══ PROVIDED DATA ══
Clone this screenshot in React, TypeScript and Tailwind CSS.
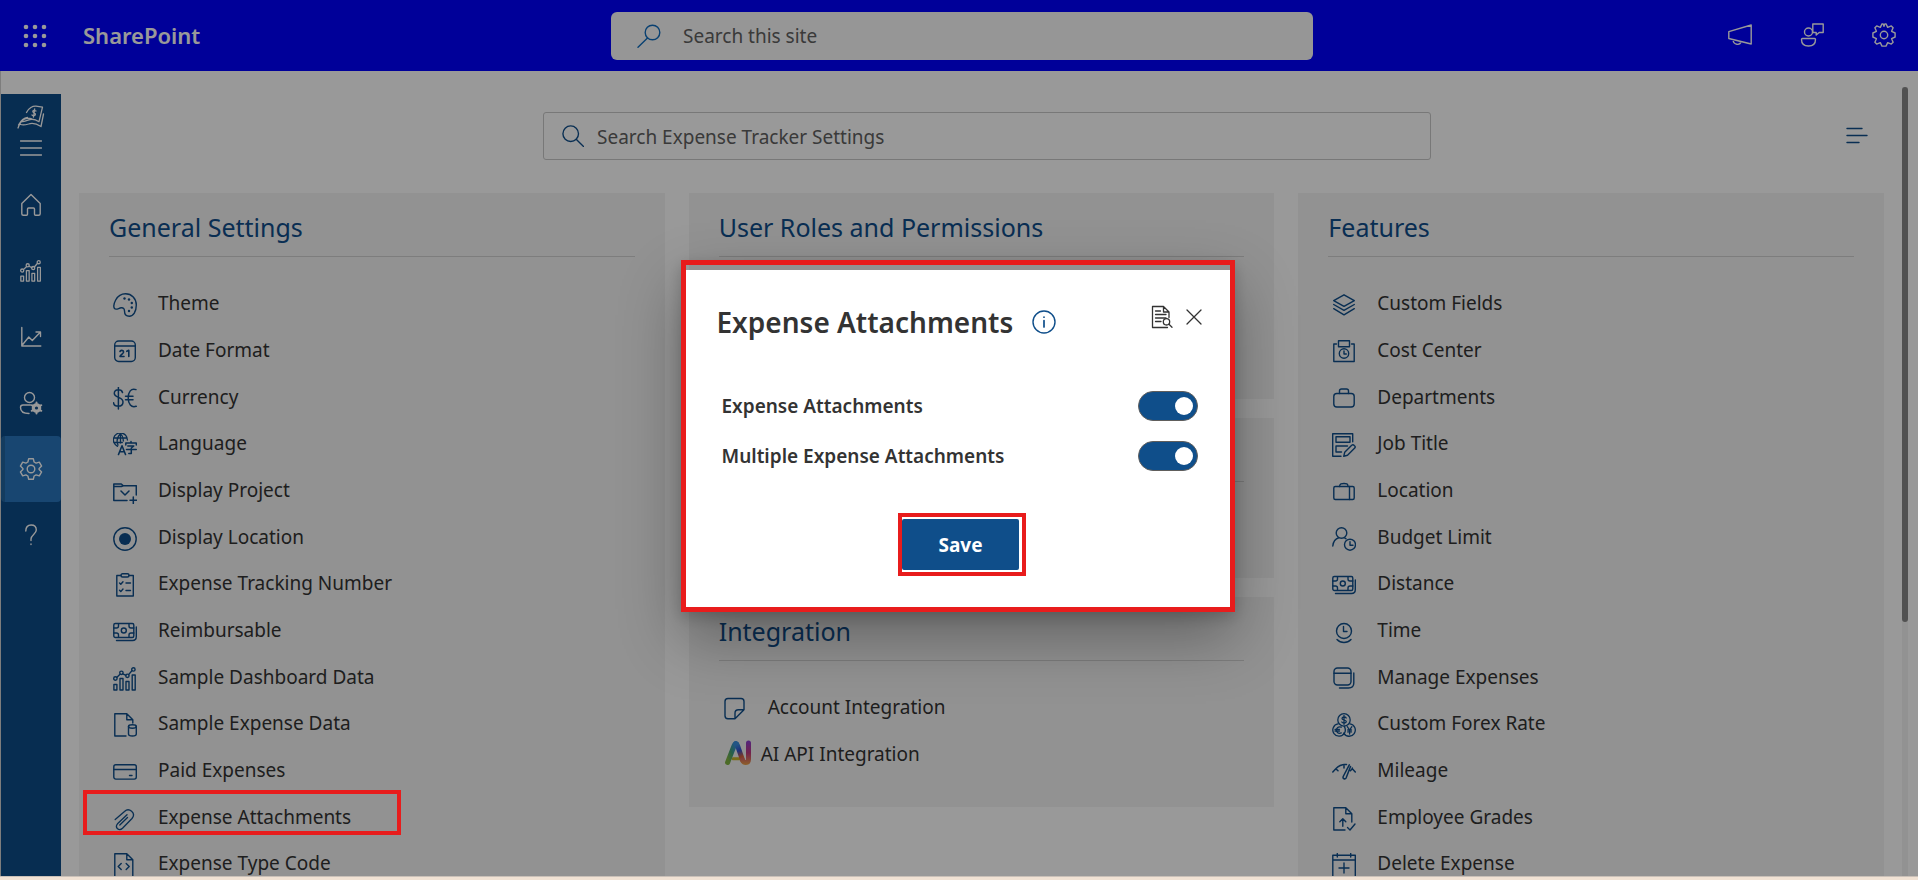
import React from "react";

type IconProps = { className?: string };

function Svg({ className = "size-6", children, w = 1.4, box = "0 0 24 24" }: { className?: string; children: React.ReactNode; w?: number; box?: string }) {
  return (
    <svg aria-hidden="true" viewBox={box} fill="none" stroke="currentColor" strokeWidth={w} strokeLinejoin="round" strokeLinecap="round" className={`shrink-0 ${className}`}>
      {children}
    </svg>
  );
}

const Palette = () => (
  <Svg>
    <path d="M12.5.8C18.700.8 23.300 5.500 23.300 12c0 6.500-3 11.200-7 11.200-3.600 0-4.800-2.800-4.800-5.200 0-2.300-1.200-3.500-3.300-3.200C5.500 15.200 3 17.200 1.500 15.500-.5 12.500 3 .8 12.500.8Z" />
    <g fill="currentColor" stroke="none">
      <circle cx="11.500" cy="5.500" r="1.200" /><circle cx="16" cy="6.500" r="1.200" /><circle cx="18.800" cy="10" r="1.200" /><circle cx="18.800" cy="14.500" r="1.200" /><circle cx="16" cy="18" r="1.200" />
    </g>
  </Svg>
);
const DateIcon = () => (
  <Svg>
    <rect x="1.700" y="1" width="20.600" height="20.500" rx="4" /><path d="M2 6h20" />
    <path d="M7 11.500c.3-1.600 3.600-1.600 3.600.5 0 1.600-3.600 3-3.600 4.500h4M13.800 11.300l2-1v6.200" strokeWidth="1.600" />
  </Svg>
);
const Currency = () => (
  <Svg w={1.5}>
    <path d="M9.500 5.500C9 3.500 7.500 2.800 5.300 2.800 3 2.800 1.300 4 1.300 6.300c0 5 8.700 3.200 8.700 8.600 0 2.600-2 4.200-4.700 4.200C2.500 19.100.8 18 .6 15.700M5.400.5v21.500M23 2.600C18 .8 15.200 5 15.200 11s3 10 8 8.300M12.500 9.200h7.500M12.500 12.800h7.500" />
  </Svg>
);
const Language = () => (
  <Svg w={1.3}>
    <path d="M4.500 13.300A7 7 0 1 1 14.400 7M.8 5h12.600M.8 9.500h8.500M7.500.6c-3.500 3.500-4 8-2.500 11.500M7.500.6C9.500 2.500 10.500 5 10.300 8M7.500.8v9.200" />
    <path d="M5.500 21.500 9 12.800l3.500 8.700M6.700 18.800h4.700" strokeWidth="1.600" />
    <path d="M12.800 12v-2h10.500v2M18 8.500v1.500M14.800 13h6l-2.500 2v5.500h-2.500M13.500 16.500h9.800" strokeWidth="1.500" />
  </Svg>
);
const Project = () => (
  <Svg w={1.5}>
    <path d="M14 20.500H.8V4h7.500l2 1.700h13V15M.8 6.500h7.500l2-.8M8 11l4 4 4-4M20.300 17v6.500M17 20.200h6.700" />
  </Svg>
);
const LocationDot = () => (
  <Svg><circle cx="12" cy="12" r="11.200" /><circle cx="12" cy="12" r="6" fill="currentColor" stroke="none" /></Svg>
);
const Clipboard = () => (
  <Svg>
    <path d="M8 2.500H3.800V23h16.500V2.500H16" /><rect x="8" y=".8" width="8" height="3.200" rx="1.500" />
    <path d="m6.500 10 1.300 1.300 2.200-2.600M6.500 17.300l1.300 1.300L10 16M13 10h4.500M13 17.500h4.500" />
  </Svg>
);
const Cash = () => (
  <Svg>
    <rect x=".8" y="3.500" width="20" height="14" rx="1.500" /><circle cx="10.800" cy="10.500" r="2.500" />
    <path d="M.8 8H3.500a2 2 0 0 0 2-2V3.800M16 3.800V6a2 2 0 0 0 2 2h2.800M.8 13H3.500a2 2 0 0 1 2 2v2.400M16 17.400V15a2 2 0 0 1 2-2h2.800M3.500 20.500H19.500c2.700 0 3.800-1.500 3.800-4V7" />
  </Svg>
);
const Bars = ({ className }: IconProps) => (
  <Svg className={className}>
    <path d="M.9 17.500h3V23h-3ZM7 11.500h3V23H7ZM13 14.500h3V23h-3ZM19.200 8h3V23h-3ZM4 10.200l3-2.900M9.800 6.800l3.200 1.500M15.600 7.600l3.300-3.800" />
    <circle cx="2.400" cy="11.500" r="1.700" /><circle cx="8.400" cy="5.800" r="1.700" /><circle cx="14.400" cy="8.800" r="1.700" /><circle cx="20.400" cy="2.400" r="1.700" />
  </Svg>
);
const DocData = () => (
  <Svg>
    <path d="M13 23H1.800V.8h12l6 6V10M13.800.8v6h6" /><ellipse cx="19.400" cy="13.500" rx="3.900" ry="1.700" /><path d="M15.500 13.500v7.500c0 2.700 7.800 2.700 7.800 0v-7.500" />
  </Svg>
);
const Card = () => (
  <Svg><rect x=".8" y="4.800" width="22.500" height="14.300" rx="2" /><path d="M.8 9.500h22.500M16.500 15.500H19" /></Svg>
);
const Clip = () => (
  <Svg w={1.3}><path d="M2.200 12.500 11.500 4.500c4.500-4.300 12 1.500 7.500 7L9.500 21.300c-3.500 3.300-8-.8-5-4.500l9.500-9M6.800 18 14.500 10.500" /></Svg>
);
const DocCode = () => (
  <Svg><path d="M1.800 25V.8h12l6 6V25M13.800.8v6h6M8.200 10.500 5.200 13.500l3 3M13.200 10.500l3 3-3 3" /></Svg>
);
const Layers = () => (
  <Svg><path d="m12 1.800 10.300 5.800L12 13.400 1.700 7.600ZM1.700 11.500 12 17.300l10.300-5.800M1.700 15.700 12 21.800l10.300-6.100" /></Svg>
);
const CostCenter = () => (
  <Svg><path d="M4.500 4H1.800v17.500h20.400V4h-2.700M6.500.8h11v6h-11Z" /><circle cx="12" cy="13.500" r="4.700" /><path d="M12 11v3h2.300" /></Svg>
);
const Briefcase = () => (
  <Svg><rect x="1.800" y="6.500" width="20.400" height="13.500" rx="3" /><path d="M7.500 6.500V4q0-2 2-2h5q2 0 2 2v2.500" /></Svg>
);
const JobTitle = () => (
  <Svg>
    <path d="M9 23.300H.7V.8h20v8M4 3.800h14v5.500H4ZM15.500 13H4v6h5.500M4 13v6" /><path d="m22.300 12.500c1.200 1 1.200 1.800.2 2.800l-7 7-3.800 1 1-4 7-7q1.300-1 2.600.2Z" />
  </Svg>
);
const Suitcase = () => (
  <Svg><rect x="1.800" y="6.500" width="20.400" height="13" rx="1.500" /><path d="M17.500 6.500v13M7.500 6.500C7.800 3.500 9.500 3.500 12 3.500s4 0 4 3" /></Svg>
);
const Budget = () => (
  <Svg><circle cx="9.500" cy="6" r="5.300" /><path d="M.8 19c.5-4.500 2.700-7.300 6-8.200M12.300 10.800q1 .3 1.700 1" /><circle cx="18" cy="17.700" r="5.500" /><path d="M18 14.700v3.500h3" /></Svg>
);
const Clock = () => (
  <Svg><circle cx="12" cy="11" r="7.500" /><path d="M11.500 6.500v5H15M5 19.500c3.800 4 10.200 4 14 0" /></Svg>
);
const Stack = () => (
  <Svg><rect x="2" y="1" width="17" height="17" rx="3.500" /><path d="M2 6.300h17M7.500 21h9c3.700 0 5.300-1.700 5.300-5V6" /></Svg>
);
const Forex = () => (
  <Svg w={1.3}>
    <circle cx="12" cy="6.900" r="6.200" />
    <path d="M6 10.900a6.200 6.200 0 1 0 6.500 9M18 10.900a6.200 6.200 0 1 1-6.300 9.200M12.300 13.300q2 3.400.2 6.800" />
    <path d="M14.200 5c-.8-1.500-4.200-1.300-4.200.5s4.300 1.200 4.300 3.100c0 1.800-3.600 2-4.500.4M12 2.500v8.800M9.300 14.200c-3-1.200-5 .8-5 2.900s2 4 5 2.800M3 16.300h4.500M3 18h4.500M15.300 13.700l2.300 3.300 2.300-3.300M17.600 17v4M15.700 17h3.800M15.700 18.900h3.800" />
  </Svg>
);
const Mileage = () => (
  <Svg w={1.5}>
    <path d="M.8 12 3.800 8.700C6.500 5.800 10 4.200 14.500 4.500M3.800 8.700l2.200 2.100M12 4.400V8M17.300 4.800 11.200 16.500c-.8 2.200 1.800 3.300 3 1.300L18.500 6.500M23.300 12 20.300 8.700l-1.900 2.100M20.300 8.700V8" />
  </Svg>
);
const Grades = () => (
  <Svg><path d="M13 23H1.800V.8h12l6 6V15M13.800.8v6h6M10.800 19.300V12M7.800 14.700l3-3 3 3M15.500 20.500l2.500 2.500 5-6" /></Svg>
);
const CalendarPlus = () => (
  <Svg><path d="M.8 2.300h22.500V24H.8ZM.8 7h22.500M5.300.5v3.500M18.700.5v3.500M12 10v10M7 15h10" /></Svg>
);
const Note = () => (
  <Svg><path d="M12 21.800H5c-2 0-3-1-3-3V4.500c0-2 1-3 3-3h13c2 0 3 1 3 3v8.300L12 21.800v-5.500c0-2.500 1-3.500 3.500-3.500H21" /></Svg>
);
const AiLogo = () => (
  <svg aria-hidden="true" viewBox="0 0 28 26" fill="none" strokeLinecap="round" strokeLinejoin="round" strokeWidth="5" className="h-[26px] w-7 shrink-0">
    <defs>
      <linearGradient id="ai-left" x1="0" y1="1" x2="1" y2="0"><stop offset=".1" stopColor="#7fb241" /><stop offset=".5" stopColor="#3f9f7b" /><stop offset=".9" stopColor="#3b8ede" /></linearGradient>
      <linearGradient id="ai-mid" gradientUnits="userSpaceOnUse" x1="12" y1="3" x2="20" y2="23"><stop offset=".1" stopColor="#3b8ede" /><stop offset=".4" stopColor="#3450d0" /><stop offset=".7" stopColor="#d5603c" /><stop offset="1" stopColor="#f08a41" /></linearGradient>
      <linearGradient id="ai-right" gradientUnits="userSpaceOnUse" x1="25" y1="1" x2="25" y2="25"><stop offset="0" stopColor="#8b3fd0" /><stop offset=".5" stopColor="#c1387f" /><stop offset="1" stopColor="#eca044" /></linearGradient>
    </defs>
    <path d="M10 18.700h7" stroke="#c9b52c" strokeWidth="3" />
    <path d="M4.600 22.500 11 6q1.200-3 2.500-2" stroke="url(#ai-left)" />
    <path d="M12.700 3.500q1.200.3 1.800 2L19.500 20" stroke="url(#ai-mid)" />
    <path d="M19.500 20q1 2.500 3 2.500 3 0 3-3V3" stroke="url(#ai-right)" />
  </svg>
);

type Item = { label: string; icon: () => React.ReactElement; highlight?: boolean; tight?: boolean };

const general: Item[] = [
  { label: "Theme", icon: Palette },
  { label: "Date Format", icon: DateIcon },
  { label: "Currency", icon: Currency },
  { label: "Language", icon: Language },
  { label: "Display Project", icon: Project },
  { label: "Display Location", icon: LocationDot },
  { label: "Expense Tracking Number", icon: Clipboard },
  { label: "Reimbursable", icon: Cash },
  { label: "Sample Dashboard Data", icon: Bars },
  { label: "Sample Expense Data", icon: DocData },
  { label: "Paid Expenses", icon: Card },
  { label: "Expense Attachments", icon: Clip, highlight: true },
  { label: "Expense Type Code", icon: DocCode },
];
const features: Item[] = [
  { label: "Custom Fields", icon: Layers },
  { label: "Cost Center", icon: CostCenter },
  { label: "Departments", icon: Briefcase },
  { label: "Job Title", icon: JobTitle },
  { label: "Location", icon: Suitcase },
  { label: "Budget Limit", icon: Budget },
  { label: "Distance", icon: Cash },
  { label: "Time", icon: Clock },
  { label: "Manage Expenses", icon: Stack },
  { label: "Custom Forex Rate", icon: Forex },
  { label: "Mileage", icon: Mileage },
  { label: "Employee Grades", icon: Grades },
  { label: "Delete Expense", icon: CalendarPlus },
];
const integration: Item[] = [
  { label: "Account Integration", icon: Note },
  { label: "AI API Integration", icon: AiLogo, tight: true },
];

function Panel({ title, items = [], className = "" }: { title?: string; items?: Item[]; className?: string }) {
  return (
    <section className={`bg-[#f3f3f3] px-[30px] pb-6 ${className}`}>
      <div className="h-16 border-b border-[#d0d0d0] pt-4">
        {title && <h2 className="text-[25px] leading-9 text-[#0f4e8a]">{title}</h2>}
      </div>
      <ul className="pt-6">
        {items.map(({ label, icon: Icon, highlight, tight }) => (
          <li key={label} className="relative h-[47px] nth-[3n]:h-[46px]">
            <a href="#" className={`flex items-start pl-1 text-[19px] leading-7 text-[#333] ${tight ? "gap-[10px]" : "gap-[21px]"}`}>
              <span className={`text-[#0f4e8a] ${tight ? "pt-2" : "pt-3"}`}><Icon /></span>
              <span className="pt-2">{label}</span>
            </a>
            {highlight && <span className="absolute -top-[5px] -left-[26px] z-20 h-[45px] w-[318px] border-4 border-[#e81c1c]" />}
          </li>
        ))}
      </ul>
    </section>
  );
}

const nav = [
  { label: "Home", icon: <Svg className="size-6"><path d="M2.800 10.500 12 1.500l9.200 9v10.200q0 1.500-1.500 1.500h-3.200q-1 0-1-1V16q0-1-1-1h-5q-1 0-1 1v5.200q0 1-1 1H4.300q-1.500 0-1.500-1.500Z" /></Svg> },
  { label: "Dashboard", icon: <Bars className="size-[22px]" /> },
  { label: "Reports", icon: <Svg className="size-6"><path d="M2.800 2.500v18.500h19M3.300 20l6.500-8 3.500 3.500L21 7.500M17 7h4.500v4.500" /></Svg> },
  { label: "Users", icon: <Svg className="size-6"><circle cx="10.500" cy="6.500" r="5" /><path d="M10 22.500c-5 0-8.500-1.500-8.500-6 0-1.500 1-2.500 2.500-2.500h7.500" /><circle cx="17.500" cy="17" r="3.300" strokeWidth="3" /><path d="M17.500 11.500v11M12.700 14.200l9.600 5.600M12.700 19.800l9.600-5.600" strokeWidth="2" /><circle cx="17.500" cy="17" r="1.600" fill="#0f4e8a" stroke="none" /></Svg> },
  { label: "Settings", active: true, icon: <Svg className="size-6"><path d="m9.700 1.700h4.600l.8 3.300 2 1.100 3.200-1 2.300 4-2.500 2.300v1.200l2.500 2.300-2.300 4-3.200-1-2 1.100-.8 3.300H9.700l-.8-3.300-2-1.100-3.200 1-2.300-4 2.500-2.300v-1.200L1.400 9.100l2.300-4 3.200 1 2-1.100Z" /><circle cx="12" cy="12" r="3.800" /></Svg> },
  { label: "Help", icon: <Svg className="size-6"><path d="M6.800 8c0-3.800 2.200-6 5.300-6s5.200 2 5.200 5c0 4-5.300 5-5.300 9v1.500M12 21v.6" /></Svg> },
];

function Toggle({ label }: { label: string }) {
  return (
    <label className="flex h-[50px] items-center justify-between text-[19px] font-semibold text-[#333]">
      {label}
      <input type="checkbox" role="switch" defaultChecked className="h-[30px] w-[60px] shrink-0 appearance-none rounded-full border border-[#605e5c] bg-[#0f4e8a] before:mt-[5px] before:ml-[36px] before:block before:size-[18px] before:rounded-full before:bg-white" />
    </label>
  );
}

export default function App() {
  return (
    <div className="flex h-screen flex-col overflow-hidden bg-white font-['Segoe_UI','Noto_Sans',sans-serif]">
      <header className="grid h-[71px] shrink-0 grid-cols-[611px_1fr_605px] items-center bg-[#0000ff] text-white">
        <div className="flex items-center gap-9 pl-[23px]">
          <button type="button" aria-label="App launcher">
            <svg viewBox="0 0 24 24" fill="currentColor" className="size-6">
              {[3, 12, 21].map((y) => [3, 12, 21].map((x) => <circle key={`${x}-${y}`} cx={x} cy={y} r="2.300" />))}
            </svg>
          </button>
          <a href="#" className="text-[22px] font-semibold">SharePoint</a>
        </div>
        <label className="flex h-12 items-center gap-[22px] rounded-md bg-[#fafafa] pl-[26px] text-[#0f6cbd]">
          <Svg className="size-6"><circle cx="15.500" cy="8.500" r="7.300" /><path d="M10.500 14 1 23.200" /></Svg>
          <input aria-label="Search this site" placeholder="Search this site" className="w-full bg-transparent pt-[2px] text-[19px] outline-none placeholder:text-[#616161]" />
        </label>
        <div className="flex items-center justify-end gap-12 pr-[22px] pb-[2px]">
          <button type="button" aria-label="Announcements"><Svg className="size-6"><path d="M.8 8.700 23.200 2v19L.8 15.500ZM5 16.700c.5 5.500 7 6 8 2" /></Svg></button>
          <button type="button" aria-label="Feedback"><Svg className="size-6"><circle cx="8.500" cy="9" r="4" /><path d="M2.500 15.500h12q1 0 1 1c0 4.500-2.500 6.500-7 6.500s-7-2-7-6.500q0-1 1-1ZM12.800 1h10.400v8.500h-4l-3 2.500V9.500h-3.400Z" /></Svg></button>
          <button type="button" aria-label="Site settings"><Svg className="size-6"><path d="M10 .9h1.200l.8 2.500.8-2.500H14l1.700 3.500 3.600-1.500 1.800 1.800-1.500 3.600L23.100 10v4l-3.500 1.700 1.500 3.600-1.800 1.800-3.600-1.500L14 23.100h-4l-1.700-3.500-3.600 1.500-1.800-1.800 1.500-3.600L.9 14v-4l3.500-1.700-1.500-3.600 1.800-1.800 3.600 1.500Z" /><circle cx="12" cy="12" r="3.700" /></Svg></button>
        </div>
      </header>

      <div className="flex min-h-0 flex-1 border-l border-[#d0d0d0]">
        <nav aria-label="Expense Tracker" className="mt-[23px] flex w-[60px] shrink-0 flex-col bg-[#0c4b87] text-white">
          <a href="#" aria-label="Expense Tracker" className="flex h-[46px] items-center justify-center">
            <Svg className="h-6 w-7" box="0 0 28 24" w={1.3}>
              <path d="M9.500 7.500C11.500 3 16 .8 19 1.200l6.500 1-3.500 14.500q-6-4-11-1.500-5 2-6.500 1M26.500 9 24 21.500Q17 17 11.500 19q-5 1.500-8 .5M1 23c3-9 9-11.500 14.500-8.500M1.500 20c2.500-4.500 5-7 9-7.500" />
              <path d="M19 6q-3-1.500-3.200.5c0 1.500 2.800 1.300 2.600 3-.2 1.600-2.400 1.400-3.400.5M17.700 4l-1.200 8" />
            </Svg>
          </a>
          <button type="button" aria-label="Menu" className="flex h-4 items-center justify-center"><Svg className="h-4 w-[22px]" box="0 0 22 16"><path d="M.5 1h21M.5 8h21M.5 15h21" /></Svg></button>
          <div className="mt-4 flex flex-col">
            {nav.map(({ label, icon, active }) => (
              <a key={label} href="#" aria-label={label} className={`flex h-[66px] items-center justify-center rounded-sm ${active ? "border-l-4 border-[#22649f] bg-[#2875bd] pr-1" : ""}`}>{icon}</a>
            ))}
          </div>
        </nav>

        <main className="flex min-w-0 flex-1 flex-col overflow-hidden pr-[34px] pl-[18px]">
          <div className="grid shrink-0 grid-cols-[1fr_888px_1fr] items-center pt-[41px] pl-[11px]">
            <label className="col-start-2 flex h-12 items-center gap-[13px] rounded-[3px] border border-[#c8c8c8] pl-[18px] text-[#0f4e8a]">
              <Svg className="size-[22px]" w={1.5}><circle cx="9.500" cy="9.500" r="8.500" /><path d="m15.500 15.500 8 8" /></Svg>
              <input aria-label="Search Expense Tracker Settings" placeholder="Search Expense Tracker Settings" className="w-full bg-transparent pt-[2px] text-[19px] outline-none placeholder:text-[#616161]" />
            </label>
            <button type="button" aria-label="View options" className="mr-4 justify-self-end text-[#0f4e8a]"><Svg className="h-[18px] w-[22px]" box="0 0 22 18"><path d="M1 1.500h15M1 8.500h20M1 15.500h12" /></Svg></button>
          </div>
          <div className="mt-[33px] grid min-h-0 flex-1 grid-cols-3 gap-6">
            <Panel title="General Settings" items={general} />
            <div className="flex flex-col gap-[19px]">
              <Panel title="User Roles and Permissions" className="min-h-[206px]" />
              <Panel className="min-h-[160px]" />
              <Panel title="Integration" items={integration} className="min-h-[210px]" />
            </div>
            <Panel title="Features" items={features} />
          </div>
        </main>
        <div className="mt-4 mr-[10px] -ml-4 w-[6px] shrink-0 bg-[#f3f3f3]"><div className="h-[535px] rounded-full bg-[#888]" /></div>
      </div>
      <div className="z-20 h-1 shrink-0 border-t border-[#c9c0b8] bg-[#f1e2d4]" />

      <div className="fixed inset-0 z-10 bg-black/40" />
      <div className="pointer-events-none fixed inset-0 z-30 flex items-center justify-center pb-2">
        <section role="dialog" aria-modal="true" aria-labelledby="dialog-title" className="pointer-events-auto -ml-[3px] w-[554px] border-[5px] border-[#e81c1c] pt-[5px] shadow-[0_26px_58px_rgba(0,0,0,0.32),0_5px_14px_rgba(0,0,0,0.18)]">
          <div className="bg-white pr-8 pb-[31px] pl-[31px]">
            <div className="flex items-start pt-[31px]">
              <h1 id="dialog-title" className="text-[28px] leading-[42px] font-semibold text-[#333]">Expense Attachments</h1>
              <button type="button" aria-label="About expense attachments" className="mt-[9px] ml-[19px] text-[#0f4e8a]"><Svg className="size-6"><circle cx="12" cy="12" r="11" /><path d="M12 10.500v6.500M12 7v.2" strokeWidth="1.700" /></Svg></button>
              <div className="ml-auto flex items-center gap-[10px] pt-1 text-[#333]">
                <button type="button" aria-label="View log"><Svg className="size-6" w={1.3}><path d="M17.500 22.500H2.500V1.500h11l5.500 5.500v5.500M13.500 1.500V7H19M5.500 6h5M5.500 9.500h10.500M5.500 13h10.500M5.500 16.500h5.500" /><circle cx="16.500" cy="16.800" r="3.200" /><path d="m19 19.200 3 3" /></Svg></button>
                <button type="button" aria-label="Close" className="-mr-[6px]"><Svg className="size-5" w={1.3} box="0 0 20 20"><path d="m3 3 14 14M17 3 3 17" /></Svg></button>
              </div>
            </div>
            <div className="mt-[38px] pl-[5px]">
              <Toggle label="Expense Attachments" />
              <Toggle label="Multiple Expense Attachments" />
            </div>
            <div className="mt-8 flex justify-center pl-[10px]">
              <div className="border-4 border-[#e81c1c] py-[2px] pr-[3px]">
                <button type="button" className="block h-[51px] w-[117px] rounded-[2px] bg-[#0f4e8a] pt-[2px] text-[19px] font-bold text-white">Save</button>
              </div>
            </div>
          </div>
        </section>
      </div>
    </div>
  );
}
═══
> _PROBLEM TO SOLVE_
Your task is to gather every line with the word "this" and copy it.

> _WRITTEN RESPONSE_
Clone this screenshot in React, TypeScript and Tailwind CSS.
          <input aria-label="Search this site" placeholder="Search this site" className="w-full bg-transparent pt-[2px] text-[19px] outline-none placeholder:text-[#616161]" />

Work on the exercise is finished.